BUKITTINGGI, RADARSUMBAR.COM – Untuk memperkuat pemahaman sejarah dan penataan kembali adat istiadat dalam lingkungan masyarakat di Bukittinggi, Lembaga Adat daerah setempat bersama pemerintah melakukan pelatihan dan sosialisasi yang diikuti anak kemenakan dan Mamak Kepala Waris di Bukittinggi, Rabu (3/11/2021).

Kegiatan ini dilaksanakan di Aula Kantor Kecamatan Mandiangin Koto Selayan (MKS), Kota Bukittinggi, sebagai narasumber dari sosialisasi ini adalah Tokoh Adat Kurai dari Kerapatan Adat Nagari (KAN) Mandiangin dan Camat MKS, Mihandrik.

“Kegiatan ini bermakna sekali bagi penerapan adat di lingkungan masyarakat modern saat ini, tatanan adat sangat perlu dilaksanakan untuk menjadi tameng perlindungan pengaruh buruk khususnya bagi anak kemenakan,” kata Camat MKS Mihandrik.

Ia menyampaikan peran serta mamak kepala waris dalam membina anak kemanakan di pasukuan masing masing harus dimaksimalkan dan jangan sampai ada kesalahfahaman komunikasi sehingga nantinya dapat membawa kepada hal hal yang negatif.
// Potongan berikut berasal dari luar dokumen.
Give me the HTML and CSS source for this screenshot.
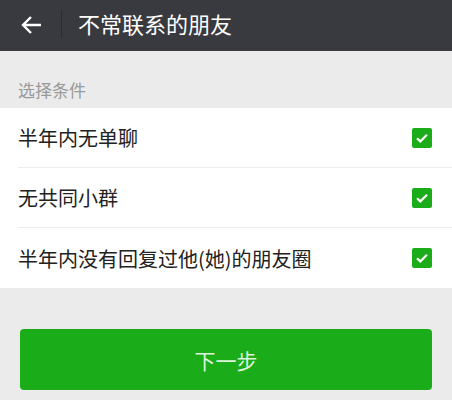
FILE: index.html
```html
<!DOCTYPE html>
<html lang="zh">
<head>
<meta charset="utf-8">
<link rel="stylesheet" href="styles.css">
</head>
<body>
<div class="header">
  <svg class="back" width="22" height="20" viewBox="0 0 22 20"><path d="M21 10H3M11 2L3 10l8 8" fill="none" stroke="#fff" stroke-width="2.4"/></svg>
  <div class="divider"></div>
  <div class="title">不常联系的朋友</div>
</div>
<div class="section-label">选择条件</div>
<div class="list">
  <div class="row"><span>半年内无单聊</span><span class="check"><svg width="20" height="20" viewBox="0 0 20 20"><path d="M5 10.2l3.3 3.2L15 6.8" fill="none" stroke="#fff" stroke-width="2.2"/></svg></span></div>
  <div class="row"><span>无共同小群</span><span class="check"><svg width="20" height="20" viewBox="0 0 20 20"><path d="M5 10.2l3.3 3.2L15 6.8" fill="none" stroke="#fff" stroke-width="2.2"/></svg></span></div>
  <div class="row"><span>半年内没有回复过他(她)的朋友圈</span><span class="check"><svg width="20" height="20" viewBox="0 0 20 20"><path d="M5 10.2l3.3 3.2L15 6.8" fill="none" stroke="#fff" stroke-width="2.2"/></svg></span></div>
</div>
<div class="actions">
  <button class="next">下一步</button>
</div>
</body>
</html>
```
FILE: styles.css
```css
html, body { margin: 0; padding: 0; }
body {
  width: 452px; height: 400px; overflow: hidden;
  background: #ebebeb;
  font-family: "Noto Sans CJK SC", "Noto Sans", sans-serif;
}
.header {
  height: 51px; background: #393a3f;
  display: flex; align-items: center;
}
.back { margin-left: 20px; margin-top: -2px; }
.divider { width: 1px; height: 28px; background: #2b2c30; margin-left: 19px; margin-top: -4px; }
.title { color: #fff; font-size: 22px; margin-left: 16px; line-height: 1; margin-top: -5px; }
.section-label {
  color: #999; font-size: 17px; padding: 0 18px 10px;
  height: 57px; box-sizing: border-box;
  line-height: 1; display: flex; align-items: flex-end;
}
.list { background: #fff; padding-left: 18px; }
.row {
  height: 60px; display: flex; align-items: center; justify-content: space-between;
  padding-right: 20px; font-size: 20px; color: #222;
  border-bottom: 1px solid #ececec; box-sizing: border-box;
}
.row:last-child { border-bottom: none; }
.check { width: 20px; height: 20px; background: #1aad19; border-radius: 2px; display: block; }
.check svg { display: block; }
.actions { padding: 41px 20px 0; }
.next {
  display: block; width: 100%; height: 61px; border: none; border-radius: 4px;
  background: #1aad19; color: #dcf3dc; font-size: 21px;
  font-family: "Noto Sans CJK SC", sans-serif;
}
```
“Khusus di Mandiangin ini, menjadi satu-satunya daerah di Bukittinggi yang memiliki sembilan suku asli dari penduduk Kurai sebagai pribumi, beruntung semua perwakilan bisa hadir dalam kegiatan ini,” kata Mihandrik.

Tokoh Adat Kurai dari KAN Mandiangin, Suwisri Mansoer Tuangku Marajo mengatakan ada beberapa materi wawasan adat yang diberikan kepada peserta yang aktif melakukan sesi tanya jawab kepada narasumber.

Dalam sosialisasi ini, juga diajarkan tatacara pelaksanaan penyelenggaraan “Mangapani” dan “Mancabiak Kain Kafan” saat pengurusan jenazah sesuai adat dan agama.

“Diantaranya materi ranji dan cara penulisan susunan keanggotaan silsilah keluarga sesuai ketentuan KAN, juga tentang hak waris dan pusako,” kata dia.

Ia mengatakan, peserta juga antusias dalam menanyakan permasalahan keseharian tatanan adat yang semakin tergerus oleh modernisasi saat ini. “Seperti panggilan dari kemenakan ke mamak yang kini berganti menjadi sebutan Om, inyiak yang diganti Opa dan semacamnya,” ujarnya.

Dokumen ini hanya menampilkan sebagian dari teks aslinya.